Research confirms what members of Alcoholics Anonymous have known for almost 80 years. It is the importance of making amends. An article published in The Journal of Positive Psychology, and reported in Medical News Today, support the claim that it is easier to forgive ourselves for hurting another person if we first make amends.
Psychology researchers, from Baylor University in Waco, TX, report the findings of two studies.
One study involved 269 participants recalling previous offenses – such as romantic betrayals, physical injuries, gossip and rejection – they had committed in their lives. In the other study, 208 people were questioned about a hypothetical offense.
Participants in the first study were quizzed on:
◾How much they have forgiven themselves for an actual offense
◾How much they had tried such efforts as apology, asking forgiveness and restitution
◾How much they felt the other person had forgiven them
◾How much they saw self-forgiveness as morally appropriate.
The people in the study who made the most amends reported feeling the most that self-forgiveness was morally permissible. This process of being able to self-forgive was also made easier if the participants had received forgiveness from the people they had wronged.
While I agree it may be easier to forgive yourself if the other person forgives you, my experience is it’s not required. There is one individual in my life that I hurt over and over again in many ways. Nothing personally directed at the individual, they just happened to be in my life during a time that I was being self-centered and making a series of very bad decisions. When I went to make amends I thought I was prepared for the worst. I was nowhere nearly prepared. My amends was met with fury, tears, screaming and being called every name in the book. Would it have been easier to forgive myself had I gotten a more positive reaction? Oh hell yes, but I still felt like a major weight had been lifted off my shoulders.
This practice is what many in A.A. refer to keeping our side of the street clean. I can’t repair the damage I’ve done. It’s too late for that. All I can do is clean “my side of the street.” The best I could do was to make a verbal amends. The response I receive is beyond my control. I can’t force to be forgiven, all I can do is do the best I can.
According to the article, the people who made the most amends reported feeling the most that self-forgiveness was morally permissible. However, there was a broad variation in the types of offense reported by the participants, so the second study was set up by the researchers to further test their hypotheses.

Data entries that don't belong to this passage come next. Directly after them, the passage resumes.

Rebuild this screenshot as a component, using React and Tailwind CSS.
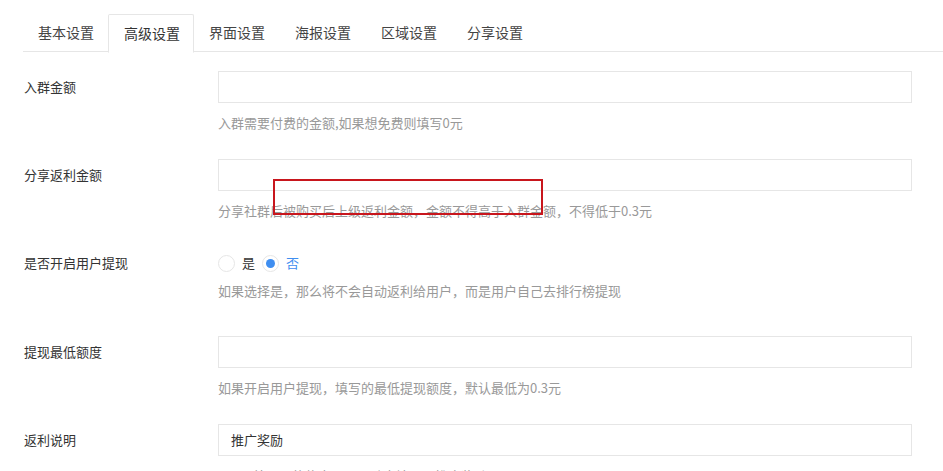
import React from 'react';

const tabs = ['基本设置', '高级设置', '界面设置', '海报设置', '区域设置', '分享设置'];

const Field = ({ label, help, value, last }) => (
  <div className={`flex ${last ? '' : 'mb-[26px]'}`}>
    <div className="w-[194px] h-[32px] leading-[32px] text-[13px] text-[#333]">{label}</div>
    <div className="w-[694px]">
      <div className="h-[32px] border border-[#e6e6e6] bg-white px-[12px] leading-[30px] text-[13px] text-[#333]">
        {value}
      </div>
      <div className="mt-[10px] leading-[20px] text-[13px] text-[#999]">{help}</div>
    </div>
  </div>
);

const Radio = ({ checked, label }) => (
  <label className="flex items-center gap-[7px]">
    <span className="w-[17px] h-[17px] rounded-full border border-[#e6e6e6] bg-white flex items-center justify-center">
      {checked && <span className="w-[9px] h-[9px] rounded-full bg-[#3f8ef0]" />}
    </span>
    <span className={`text-[13px] ${checked ? 'text-[#3f8ef0]' : 'text-[#333]'}`}>{label}</span>
  </label>
);

export default function App() {
  return (
    <div
      className="relative h-[471px] w-[943px] overflow-hidden bg-white"
      style={{ fontFamily: '"Noto Sans CJK SC", "Noto Sans", sans-serif' }}
    >
      {/* Tabs */}
      <div className="ml-[23px] mt-[14px] flex h-[38px] border-b border-[#e6e6e6]">
        {tabs.map((t, i) => (
          <div
            key={t}
            className={`h-[39px] leading-[37px] text-[14px] ${
              i === 1
                ? 'border border-[#e6e6e6] border-b-white rounded-t-[2px] bg-white text-[#333] pl-[15px] pr-[13px] -ml-px'
                : 'px-[15px] text-[#444]'
            }`}
          >
            {t}
          </div>
        ))}
      </div>

      {/* Form */}
      <div className="pl-[24px] pt-[19px]">
        <Field label="入群金额" help="入群需要付费的金额,如果想免费则填写0元" />
        <Field label="分享返利金额" help="分享社群后被购买后上级返利金额，金额不得高于入群金额，不得低于0.3元" />

        <div className="flex mb-[35px]">
          <div className="w-[194px] h-[32px] leading-[32px] text-[13px] text-[#333]">是否开启用户提现</div>
          <div className="w-[694px]">
            <div className="h-[32px] flex items-center gap-[7px]">
              <Radio label="是" />
              <Radio checked label="否" />
            </div>
            <div className="mt-[2px] leading-[20px] text-[13px] text-[#999]">
              如果选择是，那么将不会自动返利给用户，而是用户自己去排行榜提现
            </div>
          </div>
        </div>

        <Field label="提现最低额度" help="如果开启用户提现，填写的最低提现额度，默认最低为0.3元" />
        <Field label="返利说明" value="推广奖励" help="LOGO处显示的信息，可以随意填写，推广奖励" last />
      </div>

      {/* annotation box */}
      <div className="absolute left-[273px] top-[179px] w-[270px] h-[36px] border-2 border-[#c8161d]" />
    </div>
  );
}
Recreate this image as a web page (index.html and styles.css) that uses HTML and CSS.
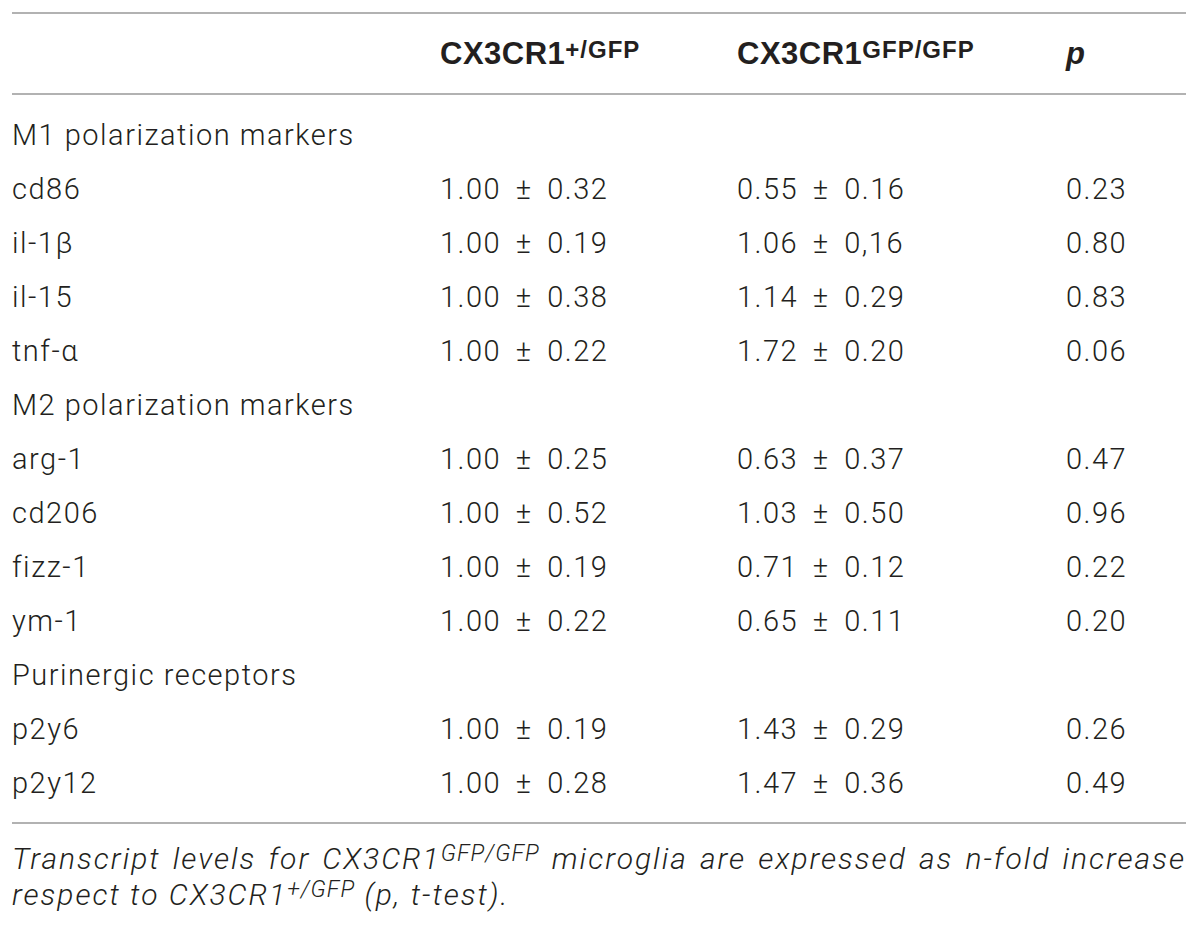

This second study asked the participants about a hypothetical scenario in which they had to imagine failing to take the blame for an action that caused a friend’s firing. This study reported similar results to the first experiment, though one difference was that there was little effect from receiving someone else’s forgiveness on whether the participant forgave themselves or not.
Overall, the research showed that the more serious the offense was, and the more guilty the perpetrator felt, the less likely they were to forgive themselves. But making amends could help the wrongdoers reduce their feelings of guilt.
Carpenter stresses that the study’s main finding is not so much about receiving forgiveness as how our moral attitudes play a part in self-forgiveness.
He told Medical News Today:
The idea is that the act of trying to do the right thing, almost a sort of penance, helps the situation feel more balanced and gives us moral permission to let go. We hypothesized that people would actually see it as less moral to forgive themselves unless they had sought to make amends first. In other words, we suspected that people actually are withholding self-forgiveness until they have had a chance to at least try to make things right.
Given that moral attitudes toward self-forgiveness were one of the strongest predictors of self-forgiveness across both studies, our research suggests that the process of morally refusing or allowing ourselves to self-forgive is actually quite important in the self-forgiveness process.
One other note I must make is, based on my experience, making amends to an individual is most rewarding if you believe the other individual was more harmful than you. In a previous relationship I was physically, verbally and mentally abused by an individual. Our relationship ended one evening as I watched him being driven away in the back of a squad car. He was in jail for three days and still refers to it as being my fault. He has no remorse. I had reached the point in my recovery that it was time for me to make my amends to him. Naturally I believed the situation should have been reversed, but I could only focus on the things I’d done. I met him at a coffee shop, we talked for thirty minutes and we ended with him telling me the things I did were no big deal. I did wait a few seconds for him to make his amends, but it never came. I walked away from our meeting feeling, not like a weight had been lifted, but the world had been lifted off my shoulders. I was surprised by my feelings.
I do want to stress, you should not make an amends if doing so is going to injure them or others. And do not place yourself in a dangerous situation. Making an amends to a violent individual should not be taken lightly.
Medical News Today article written by David McNamee
Ahhh yes, making amends. If only all people of the world knew it as well as the AA/NA/12-step programs’ members. I’m a 12-stepper, but I do believe in making amends and have always felt like there was a burden lifted from me. In an abusive relationship I was in, I found myself really wanting to make amends, but knowing that it was nowhere near safe for me to do so. In that case, I wrote a letter and burned it in my fire pit. That was freeing, but still not enough. I don’t know what else to do, though, other than pray on it.
Some times you have to be creative when making amends. For example, a donation to a woman’s shelter. Sometimes the only amends you can make is to yourself since it wouldn’t be safe to do otherwise. Prayer works.